While Sylvie and her relationship to these women remains central to the narrative, it is Isobel who is its most interesting character. She, who has held their lives together, is also a compulsive spring-cleaner of bookshelves, tenderly and regularly taking down each of her many thousands of books, dusting each before replacing it. Shame on most of us. This tactility seems typical of the intricate detail on which this book is based. Given such a fine grain, there are one or two mistakes that an editor might have picked up: e.e. cummings for example, is always written in lowercase. The most significant aspect of that strange Parisian gourmet speciality the ortolan, is not the way it is sharply carved into three, but that it is eaten whole under big white cloths, worn on the head.

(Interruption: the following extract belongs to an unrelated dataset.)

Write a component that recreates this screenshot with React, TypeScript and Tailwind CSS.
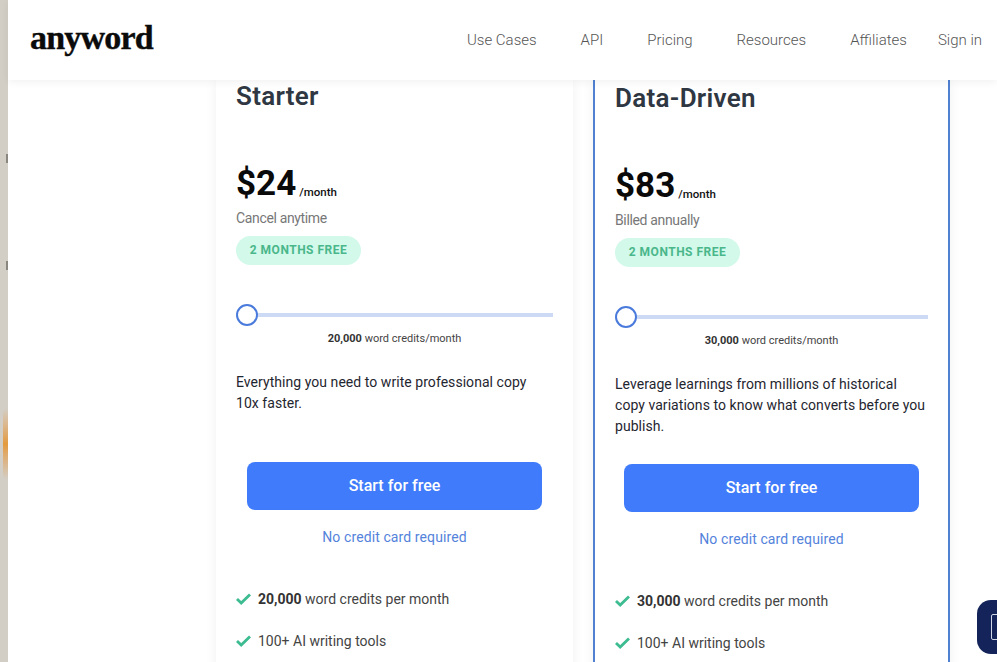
const navLinks = ["Use Cases", "API", "Pricing", "Resources", "Affiliates"];

interface Plan {
  name: string;
  price: string;
  billing: string;
  credits: string;
  description: string[];
  featured?: boolean;
}

const plans: Plan[] = [
  {
    name: "Starter",
    price: "$24",
    billing: "Cancel anytime",
    credits: "20,000",
    description: ["Everything you need to write professional copy", "10x faster."],
  },
  {
    name: "Data-Driven",
    price: "$83",
    billing: "Billed annually",
    credits: "30,000",
    description: [
      "Leverage learnings from millions of historical",
      "copy variations to know what converts before you",
      "publish.",
    ],
    featured: true,
  },
];

function Check() {
  return (
    <svg width="15" height="12" viewBox="0 0 15 12" fill="none" className="shrink-0">
      <path d="M1 6 5.2 10 14 1.4" stroke="#3dbb91" strokeWidth="2.8" />
    </svg>
  );
}

function PlanCard({ plan }: { plan: Plan }) {
  const border = plan.featured ? "border-x-2 border-b-2 border-[#4f80d2]" : "";
  return (
    <div className={`w-[357px] h-[640px] shrink-0 bg-white shadow-[0_0_12px_rgba(0,0,0,0.06)] ${border}`}>
      <div className="px-[20px]">
        <h2 className={`text-[26px] leading-[32px] font-semibold tracking-[0.3px] text-[#2f3742] ${plan.featured ? "pt-[2px]" : ""}`}>
          {plan.name}
        </h2>
        <div className="flex items-end mt-[50px] h-[46px]">
          <span className="text-[35px] leading-[44px] font-bold text-[#0a0a0a] mb-[2px]">{plan.price}</span>
          <span className="text-[11.5px] leading-[16px] font-medium text-[#111] ml-[3px] mb-[8px]">/month</span>
        </div>
        <p className="text-[14px] leading-[20px] text-[#777] tracking-[-0.35px]">{plan.billing}</p>
        <span className="inline-flex items-center justify-center w-[125px] h-[29px] mt-[8px] pb-[2px] rounded-full bg-[#d2f9ea] text-[12px] font-bold tracking-[0.5px] text-[#4ab78a]">
          2 MONTHS FREE
        </span>
        <div className="flex items-center mt-[39px] h-[22px]">
          <span className="w-[22px] h-[22px] rounded-full border-[2.5px] border-[#4a7bdc] bg-white shrink-0" />
          <span className="flex-1 h-[4px] bg-[#cddaf6]" />
        </div>
        <p className="text-center text-[11px] leading-[16px] text-[#444] mt-[5px]">
          <span className="font-bold text-[#333]">{plan.credits}</span> word credits/month
        </p>
        <div className="mt-[25px] h-[90px] text-[14px] leading-[21px] tracking-[0.05px] text-[#1f2630]">
          {plan.description.map((line) => (
            <p key={line}>{line}</p>
          ))}
        </div>
        <button className="block w-[295px] h-[48px] mx-auto rounded-[8px] bg-[#3f7bfa] text-white text-[16px] font-medium">
          Start for free
        </button>
        <p className="text-center text-[14px] leading-[20px] tracking-[0.1px] text-[#5483dc] mt-[17px]">No credit card required</p>
        <ul className="mt-[42px] flex flex-col gap-[22px] text-[14px] leading-[20px] text-[#444]">
          <li className="flex items-center gap-[7px]">
            <Check />
            <span>
              <span className="font-bold text-[#333]">{plan.credits}</span> word credits per month
            </span>
          </li>
          <li className="flex items-center gap-[7px]">
            <Check />
            <span>100+ AI writing tools</span>
          </li>
        </ul>
      </div>
    </div>
  );
}

export default function App() {
  return (
    <div className="relative flex h-[662px] w-[997px] overflow-hidden bg-white font-['Roboto',sans-serif]">
      <div className="w-[8px] shrink-0 bg-[#d2cec6] flex flex-col items-end">
        <div className="w-[2px] h-[9px] mt-[154px] bg-[#8a8780]" />
        <div className="w-[2px] h-[9px] mt-[98px] bg-[#8a8780]" />
        <div className="w-[5px] h-[72px] mt-[138px] rounded-l-full bg-gradient-to-b from-[#d2cec6] via-[#e39a3a] to-[#d2cec6]" />
      </div>
      <div className="flex-1 flex flex-col min-w-0">
        <header className="relative z-10 h-[80px] shrink-0 flex items-center justify-between bg-white pl-[22px] pr-[15px] shadow-[0_2px_8px_rgba(0,0,0,0.06)]">
          <span className="font-['Liberation_Serif',serif] font-bold text-[34px] leading-none tracking-[-0.8px] text-[#0b0b0b] -mt-[5px] [-webkit-text-stroke:0.4px_#0b0b0b]">
            anyword
          </span>
          <nav className="flex items-center text-[15px] font-light text-[#555]">
            <div className="flex gap-[44px]">
              {navLinks.map((link) => (
                <a key={link}>{link}</a>
              ))}
            </div>
            <a className="ml-[31px]">Sign in</a>
          </nav>
        </header>
        <main className="flex gap-[20px] pl-[208px]">
          {plans.map((plan) => (
            <PlanCard key={plan.name} plan={plan} />
          ))}
        </main>
      </div>
      <div className="absolute left-[977px] top-[600px] w-[40px] h-[54px] rounded-[14px] bg-[#14245a] flex items-center pl-[14px]">
        <div className="w-[8px] h-[26px] rounded-[2px] border border-[#cfd6e6]" />
      </div>
    </div>
  );
}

The novel is almost entirely introspective. Conversations are more often reported on than verbally expressed. Their lives are gossamer lives, where much is misjudged, or regretted, or just missed, and where perceptions are often left hanging. But all this beauty, all this gorgeousness of image and detail, all the surprising metaphors and pithy phrases – they give an ephemeral quality to the story, an elusiveness that is seductive, but sometimes subsumes the significance of the characters and the different worlds they inhabit. Isobel, on a quiet afternoon, instead of accepting a lunch date chooses to read reviews, then search the shelves for the relevant books while the points were still clear, trying to decide “if the critic has a clear palate, like a wine taster, for enmity is often disguised and obscured by initial praise”. She prefers small, reflective ideas like this than big dramatic events. She has talked in the past about “leaving one’s fingerprints on everything” and in this book there are many of them.

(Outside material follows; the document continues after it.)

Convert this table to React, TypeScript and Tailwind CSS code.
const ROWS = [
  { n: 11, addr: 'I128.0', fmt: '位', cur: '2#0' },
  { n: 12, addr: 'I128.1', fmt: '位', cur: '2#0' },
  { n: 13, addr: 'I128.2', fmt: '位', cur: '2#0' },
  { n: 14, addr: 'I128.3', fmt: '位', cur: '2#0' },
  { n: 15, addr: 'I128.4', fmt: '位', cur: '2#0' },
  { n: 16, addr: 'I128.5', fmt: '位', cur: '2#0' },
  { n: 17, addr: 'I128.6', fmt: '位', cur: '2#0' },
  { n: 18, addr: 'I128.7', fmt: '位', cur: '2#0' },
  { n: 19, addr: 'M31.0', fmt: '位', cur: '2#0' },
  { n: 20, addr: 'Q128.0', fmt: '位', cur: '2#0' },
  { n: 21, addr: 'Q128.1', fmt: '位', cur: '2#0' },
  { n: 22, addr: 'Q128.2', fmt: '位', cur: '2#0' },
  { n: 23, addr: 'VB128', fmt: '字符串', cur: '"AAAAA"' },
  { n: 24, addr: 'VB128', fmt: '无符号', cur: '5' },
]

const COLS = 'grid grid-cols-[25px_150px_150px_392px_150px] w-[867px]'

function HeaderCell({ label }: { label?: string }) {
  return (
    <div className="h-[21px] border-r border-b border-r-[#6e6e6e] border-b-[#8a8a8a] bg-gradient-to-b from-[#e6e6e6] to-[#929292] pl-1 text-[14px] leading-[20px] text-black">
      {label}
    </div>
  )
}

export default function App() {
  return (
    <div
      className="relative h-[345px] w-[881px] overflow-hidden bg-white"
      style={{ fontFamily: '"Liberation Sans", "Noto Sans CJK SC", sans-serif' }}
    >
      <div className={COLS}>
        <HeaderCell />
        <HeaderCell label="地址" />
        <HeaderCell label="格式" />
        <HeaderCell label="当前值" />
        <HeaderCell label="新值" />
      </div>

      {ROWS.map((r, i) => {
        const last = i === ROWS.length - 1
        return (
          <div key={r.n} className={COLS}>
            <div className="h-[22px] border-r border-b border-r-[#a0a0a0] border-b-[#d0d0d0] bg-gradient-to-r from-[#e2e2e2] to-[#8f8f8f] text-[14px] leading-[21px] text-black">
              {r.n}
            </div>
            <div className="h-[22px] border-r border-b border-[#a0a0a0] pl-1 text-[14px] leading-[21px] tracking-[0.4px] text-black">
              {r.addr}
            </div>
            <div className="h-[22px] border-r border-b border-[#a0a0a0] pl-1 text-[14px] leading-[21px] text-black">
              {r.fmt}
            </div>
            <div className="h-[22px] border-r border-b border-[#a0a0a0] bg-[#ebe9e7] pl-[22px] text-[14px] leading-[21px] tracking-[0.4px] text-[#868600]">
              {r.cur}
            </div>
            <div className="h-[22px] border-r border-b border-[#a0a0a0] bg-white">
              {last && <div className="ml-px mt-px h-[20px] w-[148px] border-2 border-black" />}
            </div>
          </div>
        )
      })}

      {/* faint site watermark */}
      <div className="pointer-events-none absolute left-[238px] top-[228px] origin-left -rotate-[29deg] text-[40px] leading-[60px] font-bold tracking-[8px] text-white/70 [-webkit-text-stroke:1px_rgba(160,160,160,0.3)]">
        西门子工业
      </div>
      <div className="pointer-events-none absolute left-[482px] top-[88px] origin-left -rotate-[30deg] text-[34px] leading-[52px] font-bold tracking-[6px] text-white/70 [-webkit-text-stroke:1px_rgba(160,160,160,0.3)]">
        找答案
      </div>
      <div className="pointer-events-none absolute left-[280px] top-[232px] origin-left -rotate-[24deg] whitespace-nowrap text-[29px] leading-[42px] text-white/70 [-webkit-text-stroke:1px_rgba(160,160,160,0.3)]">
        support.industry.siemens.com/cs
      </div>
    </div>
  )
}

There is much to praise in this novel. But context can be too vividly imagined. Against a background of so much sensual imagery lives can seem diminished, overcome. Smither is certainly one of our most startling observers of the human condition, one of our most original and elegant wordsmiths. It gladdens a grandmother’s heart. It is a beautiful read. But its framework, its structure, seems too slight to support all that it’s called on to carry. In this poetic novel, the characters are more friendly ghosts, than storytellers demanding we hear them out.

Loving Sylvie by Elizabeth Smither (Allen & Unwin, $36.99) is available at Unity Books.